*WHAT THE TASK REQUIRES*:
Among the lines below, how many carry the string "index"? Reply with a number and nothing else.
── PROVIDED MATERIAL
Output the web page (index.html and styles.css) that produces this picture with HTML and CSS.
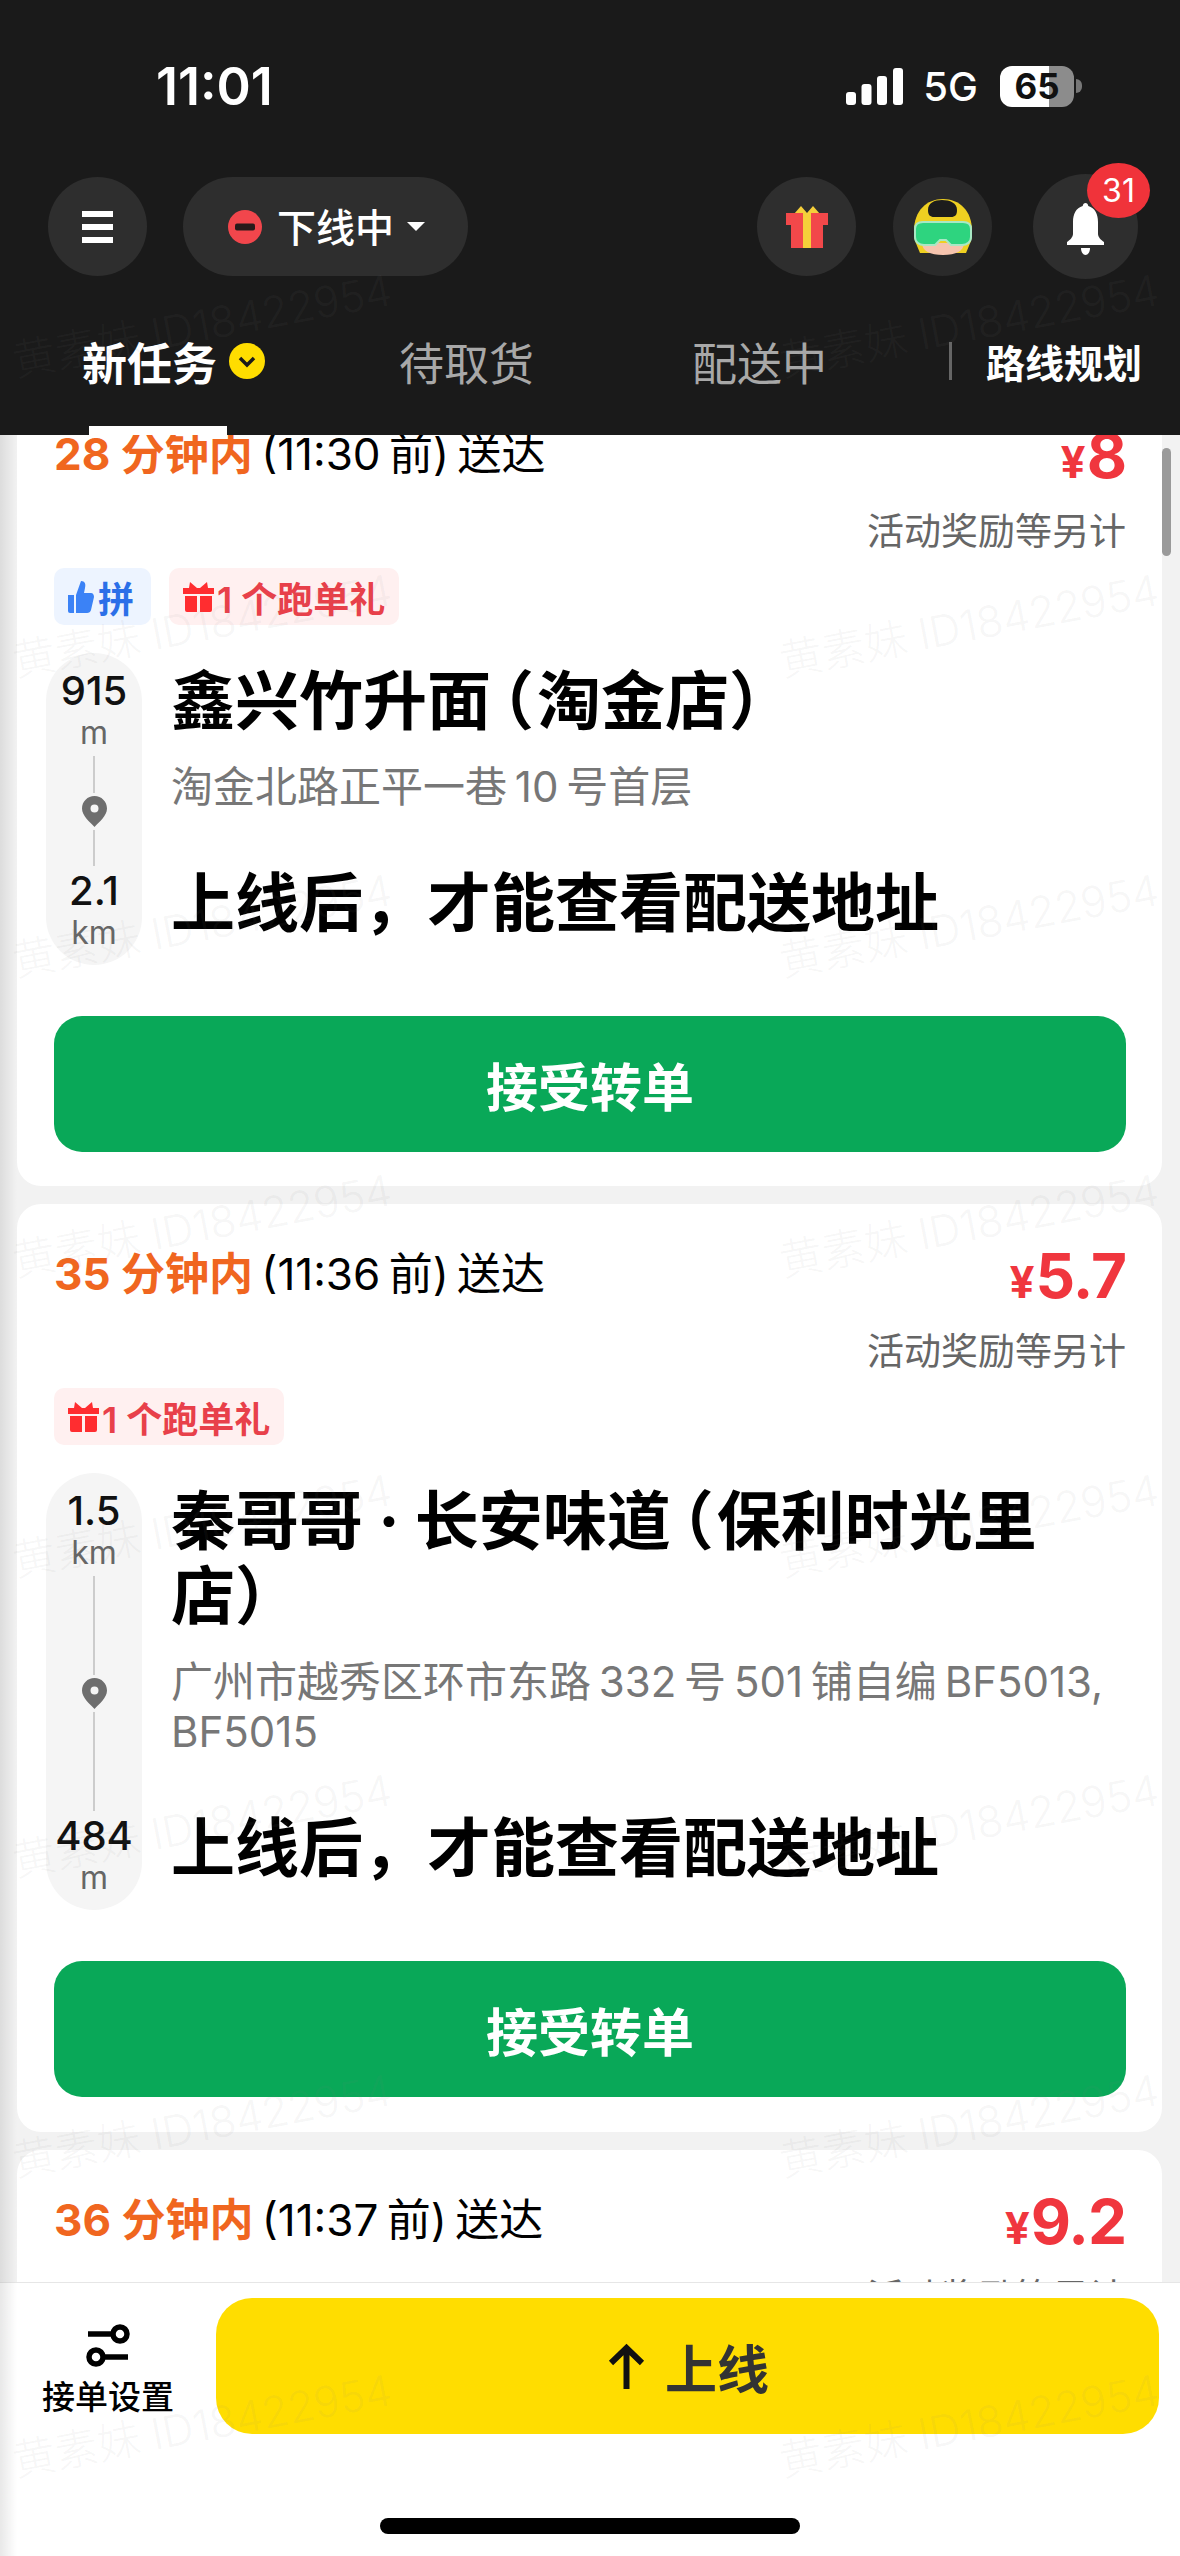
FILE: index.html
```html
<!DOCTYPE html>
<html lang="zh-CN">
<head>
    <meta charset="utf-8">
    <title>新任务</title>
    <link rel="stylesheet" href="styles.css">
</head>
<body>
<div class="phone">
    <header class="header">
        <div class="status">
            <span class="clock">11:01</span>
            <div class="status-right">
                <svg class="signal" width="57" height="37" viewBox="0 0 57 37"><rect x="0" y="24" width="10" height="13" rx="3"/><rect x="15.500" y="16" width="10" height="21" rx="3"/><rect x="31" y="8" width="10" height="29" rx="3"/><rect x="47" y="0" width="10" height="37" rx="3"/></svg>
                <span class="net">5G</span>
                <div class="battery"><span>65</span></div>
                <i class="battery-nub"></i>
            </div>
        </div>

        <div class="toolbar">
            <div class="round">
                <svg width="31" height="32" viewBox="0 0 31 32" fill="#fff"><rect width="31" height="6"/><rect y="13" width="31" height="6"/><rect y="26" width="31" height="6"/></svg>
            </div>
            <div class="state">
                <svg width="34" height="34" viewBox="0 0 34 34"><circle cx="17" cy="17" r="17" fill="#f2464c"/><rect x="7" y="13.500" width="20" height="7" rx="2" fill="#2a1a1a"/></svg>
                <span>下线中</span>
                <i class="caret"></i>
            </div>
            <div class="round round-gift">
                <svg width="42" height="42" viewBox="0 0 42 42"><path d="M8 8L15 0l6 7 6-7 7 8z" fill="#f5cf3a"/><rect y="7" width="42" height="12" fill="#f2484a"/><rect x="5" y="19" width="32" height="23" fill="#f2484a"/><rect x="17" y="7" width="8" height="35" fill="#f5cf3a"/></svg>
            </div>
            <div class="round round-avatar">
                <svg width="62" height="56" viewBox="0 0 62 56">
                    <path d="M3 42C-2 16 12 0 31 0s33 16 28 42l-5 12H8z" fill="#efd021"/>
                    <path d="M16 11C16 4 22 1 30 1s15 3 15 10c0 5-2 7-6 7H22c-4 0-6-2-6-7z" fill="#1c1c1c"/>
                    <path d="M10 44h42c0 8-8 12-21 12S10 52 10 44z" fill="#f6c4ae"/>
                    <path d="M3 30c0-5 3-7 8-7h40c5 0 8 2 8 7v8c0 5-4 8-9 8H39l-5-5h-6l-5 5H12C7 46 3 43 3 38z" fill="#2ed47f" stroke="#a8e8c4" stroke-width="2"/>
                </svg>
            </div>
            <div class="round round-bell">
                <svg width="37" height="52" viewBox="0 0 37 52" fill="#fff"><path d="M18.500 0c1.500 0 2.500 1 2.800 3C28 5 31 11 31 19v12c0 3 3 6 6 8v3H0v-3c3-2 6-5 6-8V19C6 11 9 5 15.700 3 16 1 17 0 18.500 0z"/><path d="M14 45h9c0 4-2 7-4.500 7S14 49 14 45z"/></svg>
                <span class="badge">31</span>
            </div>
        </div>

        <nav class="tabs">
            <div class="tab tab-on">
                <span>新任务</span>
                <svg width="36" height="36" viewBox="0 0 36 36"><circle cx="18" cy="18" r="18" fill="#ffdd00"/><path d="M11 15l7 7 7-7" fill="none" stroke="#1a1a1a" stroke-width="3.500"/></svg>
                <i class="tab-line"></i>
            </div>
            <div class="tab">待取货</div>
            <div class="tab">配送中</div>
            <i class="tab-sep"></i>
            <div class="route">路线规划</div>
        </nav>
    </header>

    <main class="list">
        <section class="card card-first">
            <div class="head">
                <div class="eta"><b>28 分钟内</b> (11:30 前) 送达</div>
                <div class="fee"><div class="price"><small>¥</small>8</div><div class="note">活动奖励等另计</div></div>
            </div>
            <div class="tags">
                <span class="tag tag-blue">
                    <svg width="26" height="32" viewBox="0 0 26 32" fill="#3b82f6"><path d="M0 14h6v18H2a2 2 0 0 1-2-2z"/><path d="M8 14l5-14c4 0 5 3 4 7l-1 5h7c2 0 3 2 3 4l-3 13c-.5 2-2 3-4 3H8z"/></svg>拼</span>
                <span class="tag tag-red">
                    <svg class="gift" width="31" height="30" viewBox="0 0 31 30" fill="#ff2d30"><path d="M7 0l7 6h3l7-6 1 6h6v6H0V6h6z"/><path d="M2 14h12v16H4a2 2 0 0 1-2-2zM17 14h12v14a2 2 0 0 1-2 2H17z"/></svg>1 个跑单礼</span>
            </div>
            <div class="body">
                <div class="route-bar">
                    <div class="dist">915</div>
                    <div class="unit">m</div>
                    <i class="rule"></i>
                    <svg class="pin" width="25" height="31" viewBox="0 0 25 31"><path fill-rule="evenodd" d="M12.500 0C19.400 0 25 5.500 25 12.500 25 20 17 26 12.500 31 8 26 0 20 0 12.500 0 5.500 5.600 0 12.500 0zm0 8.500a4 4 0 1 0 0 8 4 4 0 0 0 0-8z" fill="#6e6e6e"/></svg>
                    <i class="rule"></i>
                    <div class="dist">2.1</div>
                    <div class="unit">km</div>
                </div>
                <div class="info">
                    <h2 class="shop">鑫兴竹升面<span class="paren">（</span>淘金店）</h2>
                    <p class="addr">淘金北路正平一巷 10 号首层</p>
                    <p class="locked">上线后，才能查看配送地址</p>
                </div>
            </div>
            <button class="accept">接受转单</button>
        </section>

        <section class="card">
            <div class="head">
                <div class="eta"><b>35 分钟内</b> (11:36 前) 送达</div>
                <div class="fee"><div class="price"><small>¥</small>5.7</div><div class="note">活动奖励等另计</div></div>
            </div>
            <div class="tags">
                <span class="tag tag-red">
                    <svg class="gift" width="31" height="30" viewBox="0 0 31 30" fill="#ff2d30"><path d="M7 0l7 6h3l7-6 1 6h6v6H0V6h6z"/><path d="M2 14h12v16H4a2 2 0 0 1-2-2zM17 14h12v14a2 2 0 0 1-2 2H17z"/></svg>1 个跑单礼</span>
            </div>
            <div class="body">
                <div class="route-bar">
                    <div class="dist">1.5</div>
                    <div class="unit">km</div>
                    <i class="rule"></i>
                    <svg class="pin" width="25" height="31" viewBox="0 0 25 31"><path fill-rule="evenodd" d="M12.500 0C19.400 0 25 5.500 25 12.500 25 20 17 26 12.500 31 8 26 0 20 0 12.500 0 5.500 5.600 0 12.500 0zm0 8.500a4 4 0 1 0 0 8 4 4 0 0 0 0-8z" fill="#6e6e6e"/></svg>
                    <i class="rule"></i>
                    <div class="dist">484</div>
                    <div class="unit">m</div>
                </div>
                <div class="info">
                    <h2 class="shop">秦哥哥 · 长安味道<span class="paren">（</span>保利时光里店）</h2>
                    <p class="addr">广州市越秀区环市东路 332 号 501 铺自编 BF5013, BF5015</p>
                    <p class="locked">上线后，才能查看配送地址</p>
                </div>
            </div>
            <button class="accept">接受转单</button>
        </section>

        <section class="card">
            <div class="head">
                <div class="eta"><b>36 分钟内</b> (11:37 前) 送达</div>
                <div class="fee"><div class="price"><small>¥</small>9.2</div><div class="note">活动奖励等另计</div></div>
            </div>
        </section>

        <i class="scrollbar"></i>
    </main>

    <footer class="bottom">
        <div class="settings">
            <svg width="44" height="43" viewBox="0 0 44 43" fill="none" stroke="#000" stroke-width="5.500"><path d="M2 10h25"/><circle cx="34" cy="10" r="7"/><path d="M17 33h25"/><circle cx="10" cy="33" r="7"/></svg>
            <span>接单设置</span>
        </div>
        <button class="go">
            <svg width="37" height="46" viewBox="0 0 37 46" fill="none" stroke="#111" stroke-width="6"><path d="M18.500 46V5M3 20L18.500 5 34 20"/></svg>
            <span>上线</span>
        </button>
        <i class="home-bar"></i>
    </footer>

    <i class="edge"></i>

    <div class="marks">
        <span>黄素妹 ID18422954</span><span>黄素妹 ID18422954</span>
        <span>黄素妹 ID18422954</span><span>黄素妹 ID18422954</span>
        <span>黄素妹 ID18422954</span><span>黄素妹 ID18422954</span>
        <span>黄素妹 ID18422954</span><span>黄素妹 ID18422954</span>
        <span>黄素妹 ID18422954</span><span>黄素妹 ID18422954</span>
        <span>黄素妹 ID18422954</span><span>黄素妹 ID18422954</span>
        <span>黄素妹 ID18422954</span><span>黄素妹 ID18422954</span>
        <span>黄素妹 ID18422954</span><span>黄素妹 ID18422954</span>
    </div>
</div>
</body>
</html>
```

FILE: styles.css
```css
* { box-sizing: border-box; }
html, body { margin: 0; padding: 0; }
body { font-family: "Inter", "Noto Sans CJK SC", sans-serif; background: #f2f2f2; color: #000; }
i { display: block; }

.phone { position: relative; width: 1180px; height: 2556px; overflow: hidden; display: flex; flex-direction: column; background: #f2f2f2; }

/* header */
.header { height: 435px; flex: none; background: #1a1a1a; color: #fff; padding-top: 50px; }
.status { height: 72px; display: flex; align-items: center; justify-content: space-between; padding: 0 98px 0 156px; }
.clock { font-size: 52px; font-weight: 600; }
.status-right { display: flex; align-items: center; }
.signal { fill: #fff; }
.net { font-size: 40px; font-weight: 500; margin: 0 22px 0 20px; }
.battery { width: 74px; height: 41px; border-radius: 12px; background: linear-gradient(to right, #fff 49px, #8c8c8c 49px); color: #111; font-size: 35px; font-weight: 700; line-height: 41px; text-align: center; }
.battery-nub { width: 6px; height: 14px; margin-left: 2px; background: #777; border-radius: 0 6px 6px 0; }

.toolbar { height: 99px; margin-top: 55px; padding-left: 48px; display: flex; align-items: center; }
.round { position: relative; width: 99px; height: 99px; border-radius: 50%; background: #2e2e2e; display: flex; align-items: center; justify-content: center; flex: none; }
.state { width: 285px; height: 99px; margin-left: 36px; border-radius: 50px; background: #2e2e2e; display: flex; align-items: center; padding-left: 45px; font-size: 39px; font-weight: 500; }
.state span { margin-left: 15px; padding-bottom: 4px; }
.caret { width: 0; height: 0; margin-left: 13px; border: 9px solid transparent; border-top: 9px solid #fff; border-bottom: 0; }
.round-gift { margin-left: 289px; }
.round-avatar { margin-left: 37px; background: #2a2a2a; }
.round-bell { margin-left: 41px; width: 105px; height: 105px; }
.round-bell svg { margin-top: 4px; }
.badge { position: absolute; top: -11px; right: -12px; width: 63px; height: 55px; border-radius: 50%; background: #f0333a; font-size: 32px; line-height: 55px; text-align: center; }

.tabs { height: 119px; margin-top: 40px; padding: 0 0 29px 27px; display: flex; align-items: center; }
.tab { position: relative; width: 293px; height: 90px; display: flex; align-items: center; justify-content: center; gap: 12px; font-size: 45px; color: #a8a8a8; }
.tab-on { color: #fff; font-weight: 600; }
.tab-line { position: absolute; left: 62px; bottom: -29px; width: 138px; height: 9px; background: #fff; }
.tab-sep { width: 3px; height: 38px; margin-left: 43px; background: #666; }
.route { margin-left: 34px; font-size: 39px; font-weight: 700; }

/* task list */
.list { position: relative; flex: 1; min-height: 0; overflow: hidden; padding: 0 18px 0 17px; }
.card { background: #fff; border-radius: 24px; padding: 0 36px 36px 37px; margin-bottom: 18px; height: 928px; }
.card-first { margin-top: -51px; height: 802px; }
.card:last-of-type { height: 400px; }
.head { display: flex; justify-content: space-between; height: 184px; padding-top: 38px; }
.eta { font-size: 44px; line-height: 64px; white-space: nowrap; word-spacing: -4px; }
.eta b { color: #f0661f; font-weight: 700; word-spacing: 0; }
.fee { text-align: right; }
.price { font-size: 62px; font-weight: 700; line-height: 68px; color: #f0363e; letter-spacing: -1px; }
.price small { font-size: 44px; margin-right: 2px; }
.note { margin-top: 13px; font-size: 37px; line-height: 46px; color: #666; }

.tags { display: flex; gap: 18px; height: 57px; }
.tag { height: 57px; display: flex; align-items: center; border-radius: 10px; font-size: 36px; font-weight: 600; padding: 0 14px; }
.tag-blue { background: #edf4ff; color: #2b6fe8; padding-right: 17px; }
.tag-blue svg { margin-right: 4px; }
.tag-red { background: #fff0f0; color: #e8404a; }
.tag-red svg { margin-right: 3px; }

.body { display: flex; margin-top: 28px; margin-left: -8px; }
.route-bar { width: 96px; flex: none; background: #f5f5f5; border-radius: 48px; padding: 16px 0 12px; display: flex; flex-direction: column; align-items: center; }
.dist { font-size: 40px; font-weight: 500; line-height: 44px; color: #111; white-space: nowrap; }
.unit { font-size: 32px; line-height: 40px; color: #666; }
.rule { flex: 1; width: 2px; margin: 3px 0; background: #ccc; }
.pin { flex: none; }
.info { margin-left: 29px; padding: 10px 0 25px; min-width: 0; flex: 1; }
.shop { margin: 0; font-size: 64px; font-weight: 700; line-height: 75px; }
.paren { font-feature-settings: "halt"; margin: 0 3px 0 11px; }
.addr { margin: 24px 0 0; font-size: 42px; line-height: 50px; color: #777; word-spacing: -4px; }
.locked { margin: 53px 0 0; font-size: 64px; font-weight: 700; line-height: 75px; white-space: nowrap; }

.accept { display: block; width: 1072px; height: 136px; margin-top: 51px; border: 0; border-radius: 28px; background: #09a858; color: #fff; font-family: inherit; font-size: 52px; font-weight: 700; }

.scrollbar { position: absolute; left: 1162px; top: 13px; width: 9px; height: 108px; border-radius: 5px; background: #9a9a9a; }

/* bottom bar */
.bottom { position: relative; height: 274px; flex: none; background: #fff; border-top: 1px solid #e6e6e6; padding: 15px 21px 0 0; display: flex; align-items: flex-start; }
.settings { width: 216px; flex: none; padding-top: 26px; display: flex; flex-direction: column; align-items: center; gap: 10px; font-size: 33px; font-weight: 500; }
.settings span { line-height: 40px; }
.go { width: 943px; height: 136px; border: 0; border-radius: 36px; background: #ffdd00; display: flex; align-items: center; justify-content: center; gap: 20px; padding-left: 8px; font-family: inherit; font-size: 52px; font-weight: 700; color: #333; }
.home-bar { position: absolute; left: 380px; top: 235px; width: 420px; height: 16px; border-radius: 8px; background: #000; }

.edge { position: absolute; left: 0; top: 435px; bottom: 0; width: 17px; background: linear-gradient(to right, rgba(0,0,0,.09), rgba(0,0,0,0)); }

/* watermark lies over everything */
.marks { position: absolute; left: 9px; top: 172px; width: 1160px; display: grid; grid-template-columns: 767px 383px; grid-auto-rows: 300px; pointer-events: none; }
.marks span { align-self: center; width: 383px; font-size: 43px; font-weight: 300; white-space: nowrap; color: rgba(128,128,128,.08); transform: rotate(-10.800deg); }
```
────
*OUTPUT OF THE EXERCISE*:
2